Aug 3, 2024 12:52pm nemo (145) 2545 posts	indirection operators with magic numbers, which are so easy to get wrong Unless you expect Basic to have the offsets for the structures used by (in this case) Wimp SWIs built-in, then some library would have to define the offsets… so you’re just shifting your “easy to get wrong” trust from one bit of Basic to another bit of Basic. I developed the object-oriented version of BBC Basic in 2003 (“OOBasic”!) which led my comrade-in-ARMs Steve Drain to add my struct syntax to Basalt – which you could be using right now! I later developed that into a full class system with the addition of methods, constructors and destructors. That’s been disabled for years due to the lack of garbage collection in the interpreter, and more recently I’ve redefined the syntax to allow tuples to be supported: Thanks to my LongString work, nemoBasic now has a full garbage collector. So I ought to go back and rework the OO features, and I’ll use the DIM syntax variant RTR adopted to avoid confusion with tuples. [I haven’t yet finished the return-tuple-from-function bit which is very messy] BTW. whereas `obj.x0%` is a simple l-value, `obj{x0%}` is a tuple that happens to contain only a single value. The old syntax of `newdef={...}` is too confusingly close to the struct assignment of `obj{}={...}`. Note that OOBasic was a hack – there’s no “object” type so uses introspection to decide the validity of the object being accessed, which is why `object={...}:object=0` is a leak, not a delete. `:-/`. A new l-value type for objects (eg obj{} in array-ref style) would be safer, but needs more work. Hmmph.
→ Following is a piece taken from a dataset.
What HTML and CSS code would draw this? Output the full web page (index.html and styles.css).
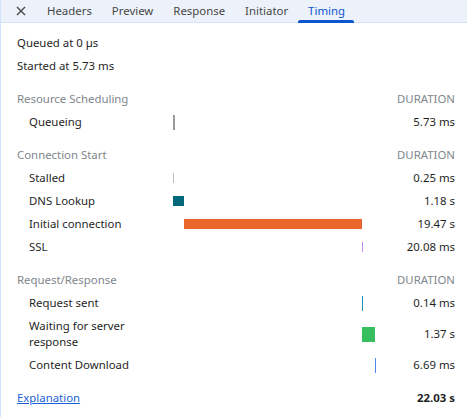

Aug 3, 2024 2:19pm nemo (145) 2545 posts	@druck This is the old-ish syntax, but it works. Is this the kind of thing you meant? I have this switched off because whilst `NEW class,object[OF buffer][,moreobjects...]` allocates memory (obviously), setting `w=0` or `window=0` simply leaks the memory, which is probably not what you want. I’ll be attending the Zoom meeting this evening (03 Aug 2024) if anyone wants to ask anything or see anything demonstrated.

Aug 3, 2024 5:38pm Rick Murray (539) 13839 posts	Hidden in plain sight: I noticed that FP, but since my maths sucks I ignored it as I didn’t feel I’d understand any explantion (other than BASIC bodges (some? all?) integers to floats for calcing). OK I’ve implemented that You know where this is going to end? A complete BASIC program will be… 10. …and it will use the ARM’s DSP co-pro to run some powerful AI code to determine what program you were trying to run, and provide it. I am guessing maybe around nemoBASIC version 4?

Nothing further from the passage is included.